BEGIN
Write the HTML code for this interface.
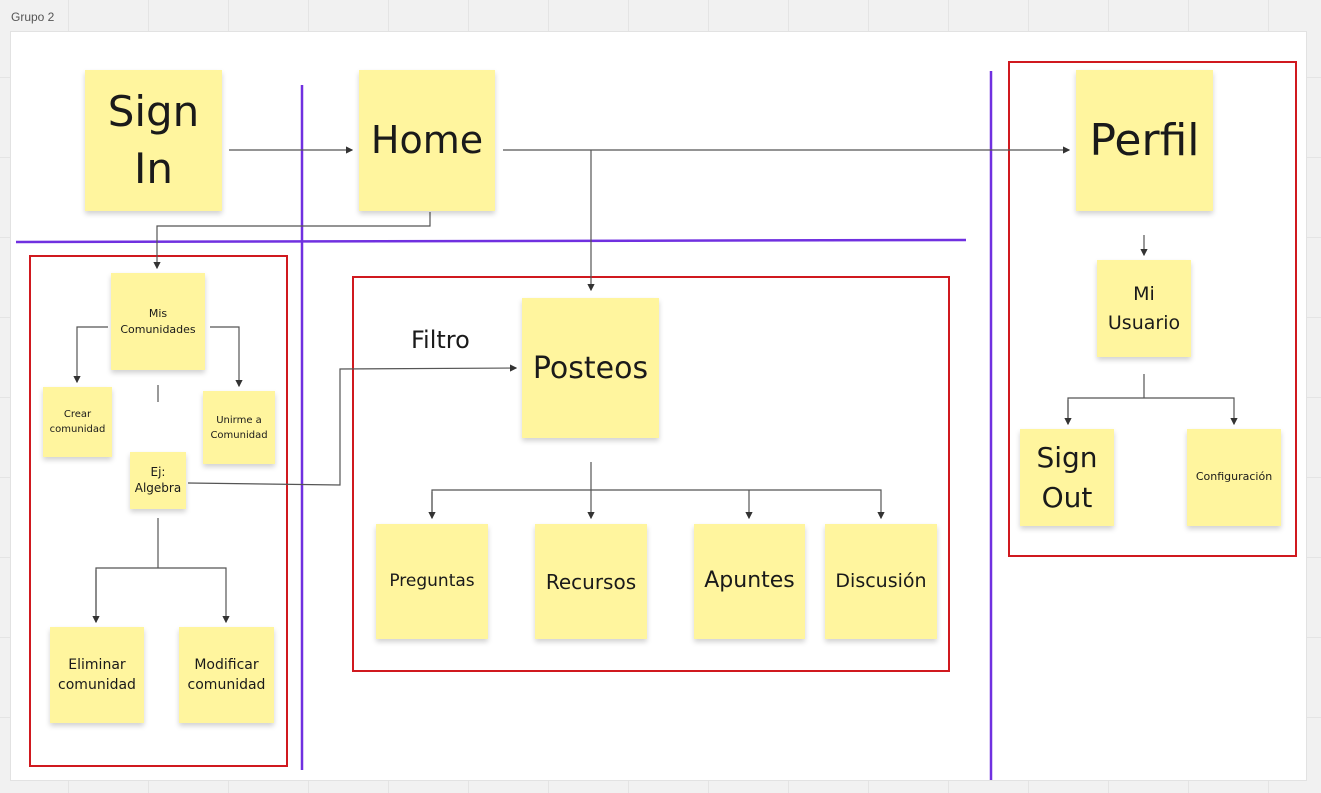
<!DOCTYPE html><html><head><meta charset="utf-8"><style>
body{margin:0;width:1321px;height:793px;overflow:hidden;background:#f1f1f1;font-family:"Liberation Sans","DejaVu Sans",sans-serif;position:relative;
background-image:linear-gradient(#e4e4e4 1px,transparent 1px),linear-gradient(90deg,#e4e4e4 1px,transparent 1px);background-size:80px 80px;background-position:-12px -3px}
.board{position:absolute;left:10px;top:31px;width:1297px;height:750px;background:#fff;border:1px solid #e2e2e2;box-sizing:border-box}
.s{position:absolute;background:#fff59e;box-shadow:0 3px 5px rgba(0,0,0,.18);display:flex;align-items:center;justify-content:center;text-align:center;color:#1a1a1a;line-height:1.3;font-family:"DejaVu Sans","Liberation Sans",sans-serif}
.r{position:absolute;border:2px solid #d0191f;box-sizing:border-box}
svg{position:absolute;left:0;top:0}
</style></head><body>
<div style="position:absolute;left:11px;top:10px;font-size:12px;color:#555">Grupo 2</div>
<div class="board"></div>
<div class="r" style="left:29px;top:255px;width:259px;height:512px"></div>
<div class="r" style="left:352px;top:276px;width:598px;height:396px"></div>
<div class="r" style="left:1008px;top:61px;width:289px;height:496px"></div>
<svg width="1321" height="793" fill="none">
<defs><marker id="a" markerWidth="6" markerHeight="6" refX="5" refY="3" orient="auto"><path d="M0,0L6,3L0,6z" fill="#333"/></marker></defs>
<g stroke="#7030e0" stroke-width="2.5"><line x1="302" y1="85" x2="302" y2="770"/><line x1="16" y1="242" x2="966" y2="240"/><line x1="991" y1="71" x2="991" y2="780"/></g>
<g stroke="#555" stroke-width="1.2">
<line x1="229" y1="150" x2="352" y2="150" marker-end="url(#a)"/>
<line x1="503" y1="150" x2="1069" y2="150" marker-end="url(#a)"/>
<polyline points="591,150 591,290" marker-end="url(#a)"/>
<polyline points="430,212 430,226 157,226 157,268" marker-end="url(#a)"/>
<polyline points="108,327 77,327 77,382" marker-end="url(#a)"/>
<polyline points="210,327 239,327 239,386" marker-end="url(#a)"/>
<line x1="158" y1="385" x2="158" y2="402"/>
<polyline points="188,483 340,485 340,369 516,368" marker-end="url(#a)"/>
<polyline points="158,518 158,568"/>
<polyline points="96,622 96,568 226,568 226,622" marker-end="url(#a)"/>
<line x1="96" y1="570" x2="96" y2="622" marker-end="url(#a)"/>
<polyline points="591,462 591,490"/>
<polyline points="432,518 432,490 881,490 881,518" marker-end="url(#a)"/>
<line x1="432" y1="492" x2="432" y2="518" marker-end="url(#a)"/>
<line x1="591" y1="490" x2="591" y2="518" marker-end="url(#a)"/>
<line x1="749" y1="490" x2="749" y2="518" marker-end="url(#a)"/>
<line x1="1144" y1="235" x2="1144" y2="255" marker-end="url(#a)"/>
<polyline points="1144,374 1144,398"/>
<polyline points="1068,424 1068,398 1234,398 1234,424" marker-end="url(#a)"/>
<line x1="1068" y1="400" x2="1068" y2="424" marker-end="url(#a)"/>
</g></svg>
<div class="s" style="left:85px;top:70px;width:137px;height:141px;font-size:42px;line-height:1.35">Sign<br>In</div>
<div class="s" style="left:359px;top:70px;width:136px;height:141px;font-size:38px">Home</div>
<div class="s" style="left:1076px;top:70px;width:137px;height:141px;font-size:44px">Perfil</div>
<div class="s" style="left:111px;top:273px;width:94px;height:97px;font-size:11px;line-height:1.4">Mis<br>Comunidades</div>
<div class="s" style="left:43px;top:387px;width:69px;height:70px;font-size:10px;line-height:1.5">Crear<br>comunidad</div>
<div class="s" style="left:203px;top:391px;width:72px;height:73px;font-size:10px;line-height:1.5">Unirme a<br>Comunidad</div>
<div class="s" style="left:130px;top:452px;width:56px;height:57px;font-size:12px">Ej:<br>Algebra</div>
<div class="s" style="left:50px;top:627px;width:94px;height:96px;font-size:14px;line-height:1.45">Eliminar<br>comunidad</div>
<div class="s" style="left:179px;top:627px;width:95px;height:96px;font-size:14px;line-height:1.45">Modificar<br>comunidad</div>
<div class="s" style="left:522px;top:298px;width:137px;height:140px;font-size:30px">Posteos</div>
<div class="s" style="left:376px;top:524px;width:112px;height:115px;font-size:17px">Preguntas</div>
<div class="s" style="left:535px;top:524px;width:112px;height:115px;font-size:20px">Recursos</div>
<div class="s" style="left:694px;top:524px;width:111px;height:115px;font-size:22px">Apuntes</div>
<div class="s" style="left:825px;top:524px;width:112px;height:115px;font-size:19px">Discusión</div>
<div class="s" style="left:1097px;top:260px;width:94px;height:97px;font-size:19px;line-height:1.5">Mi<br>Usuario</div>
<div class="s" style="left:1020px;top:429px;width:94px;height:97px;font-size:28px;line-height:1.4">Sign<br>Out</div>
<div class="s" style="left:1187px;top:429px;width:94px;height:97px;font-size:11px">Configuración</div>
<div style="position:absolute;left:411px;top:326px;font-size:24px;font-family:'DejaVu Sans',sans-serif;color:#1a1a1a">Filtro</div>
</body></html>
END
## [Exercise goal]
Copy all the lines of data exactly as they appear, dropping any images.

## [Answer below]
Write the HTML code for this interface.
<!DOCTYPE html><html><head><meta charset="utf-8"><style>
body{margin:0;width:1321px;height:793px;overflow:hidden;background:#f1f1f1;font-family:"Liberation Sans","DejaVu Sans",sans-serif;position:relative;
background-image:linear-gradient(#e4e4e4 1px,transparent 1px),linear-gradient(90deg,#e4e4e4 1px,transparent 1px);background-size:80px 80px;background-position:-12px -3px}
.board{position:absolute;left:10px;top:31px;width:1297px;height:750px;background:#fff;border:1px solid #e2e2e2;box-sizing:border-box}
.s{position:absolute;background:#fff59e;box-shadow:0 3px 5px rgba(0,0,0,.18);display:flex;align-items:center;justify-content:center;text-align:center;color:#1a1a1a;line-height:1.3;font-family:"DejaVu Sans","Liberation Sans",sans-serif}
.r{position:absolute;border:2px solid #d0191f;box-sizing:border-box}
svg{position:absolute;left:0;top:0}
</style></head><body>
<div style="position:absolute;left:11px;top:10px;font-size:12px;color:#555">Grupo 2</div>
<div class="board"></div>
<div class="r" style="left:29px;top:255px;width:259px;height:512px"></div>
<div class="r" style="left:352px;top:276px;width:598px;height:396px"></div>
<div class="r" style="left:1008px;top:61px;width:289px;height:496px"></div>
<svg width="1321" height="793" fill="none">
<defs><marker id="a" markerWidth="6" markerHeight="6" refX="5" refY="3" orient="auto"><path d="M0,0L6,3L0,6z" fill="#333"/></marker></defs>
<g stroke="#7030e0" stroke-width="2.5"><line x1="302" y1="85" x2="302" y2="770"/><line x1="16" y1="242" x2="966" y2="240"/><line x1="991" y1="71" x2="991" y2="780"/></g>
<g stroke="#555" stroke-width="1.2">
<line x1="229" y1="150" x2="352" y2="150" marker-end="url(#a)"/>
<line x1="503" y1="150" x2="1069" y2="150" marker-end="url(#a)"/>
<polyline points="591,150 591,290" marker-end="url(#a)"/>
<polyline points="430,212 430,226 157,226 157,268" marker-end="url(#a)"/>
<polyline points="108,327 77,327 77,382" marker-end="url(#a)"/>
<polyline points="210,327 239,327 239,386" marker-end="url(#a)"/>
<line x1="158" y1="385" x2="158" y2="402"/>
<polyline points="188,483 340,485 340,369 516,368" marker-end="url(#a)"/>
<polyline points="158,518 158,568"/>
<polyline points="96,622 96,568 226,568 226,622" marker-end="url(#a)"/>
<line x1="96" y1="570" x2="96" y2="622" marker-end="url(#a)"/>
<polyline points="591,462 591,490"/>
<polyline points="432,518 432,490 881,490 881,518" marker-end="url(#a)"/>
<line x1="432" y1="492" x2="432" y2="518" marker-end="url(#a)"/>
<line x1="591" y1="490" x2="591" y2="518" marker-end="url(#a)"/>
<line x1="749" y1="490" x2="749" y2="518" marker-end="url(#a)"/>
<line x1="1144" y1="235" x2="1144" y2="255" marker-end="url(#a)"/>
<polyline points="1144,374 1144,398"/>
<polyline points="1068,424 1068,398 1234,398 1234,424" marker-end="url(#a)"/>
<line x1="1068" y1="400" x2="1068" y2="424" marker-end="url(#a)"/>
</g></svg>
<div class="s" style="left:85px;top:70px;width:137px;height:141px;font-size:42px;line-height:1.35">Sign<br>In</div>
<div class="s" style="left:359px;top:70px;width:136px;height:141px;font-size:38px">Home</div>
<div class="s" style="left:1076px;top:70px;width:137px;height:141px;font-size:44px">Perfil</div>
<div class="s" style="left:111px;top:273px;width:94px;height:97px;font-size:11px;line-height:1.4">Mis<br>Comunidades</div>
<div class="s" style="left:43px;top:387px;width:69px;height:70px;font-size:10px;line-height:1.5">Crear<br>comunidad</div>
<div class="s" style="left:203px;top:391px;width:72px;height:73px;font-size:10px;line-height:1.5">Unirme a<br>Comunidad</div>
<div class="s" style="left:130px;top:452px;width:56px;height:57px;font-size:12px">Ej:<br>Algebra</div>
<div class="s" style="left:50px;top:627px;width:94px;height:96px;font-size:14px;line-height:1.45">Eliminar<br>comunidad</div>
<div class="s" style="left:179px;top:627px;width:95px;height:96px;font-size:14px;line-height:1.45">Modificar<br>comunidad</div>
<div class="s" style="left:522px;top:298px;width:137px;height:140px;font-size:30px">Posteos</div>
<div class="s" style="left:376px;top:524px;width:112px;height:115px;font-size:17px">Preguntas</div>
<div class="s" style="left:535px;top:524px;width:112px;height:115px;font-size:20px">Recursos</div>
<div class="s" style="left:694px;top:524px;width:111px;height:115px;font-size:22px">Apuntes</div>
<div class="s" style="left:825px;top:524px;width:112px;height:115px;font-size:19px">Discusión</div>
<div class="s" style="left:1097px;top:260px;width:94px;height:97px;font-size:19px;line-height:1.5">Mi<br>Usuario</div>
<div class="s" style="left:1020px;top:429px;width:94px;height:97px;font-size:28px;line-height:1.4">Sign<br>Out</div>
<div class="s" style="left:1187px;top:429px;width:94px;height:97px;font-size:11px">Configuración</div>
<div style="position:absolute;left:411px;top:326px;font-size:24px;font-family:'DejaVu Sans',sans-serif;color:#1a1a1a">Filtro</div>
</body></html>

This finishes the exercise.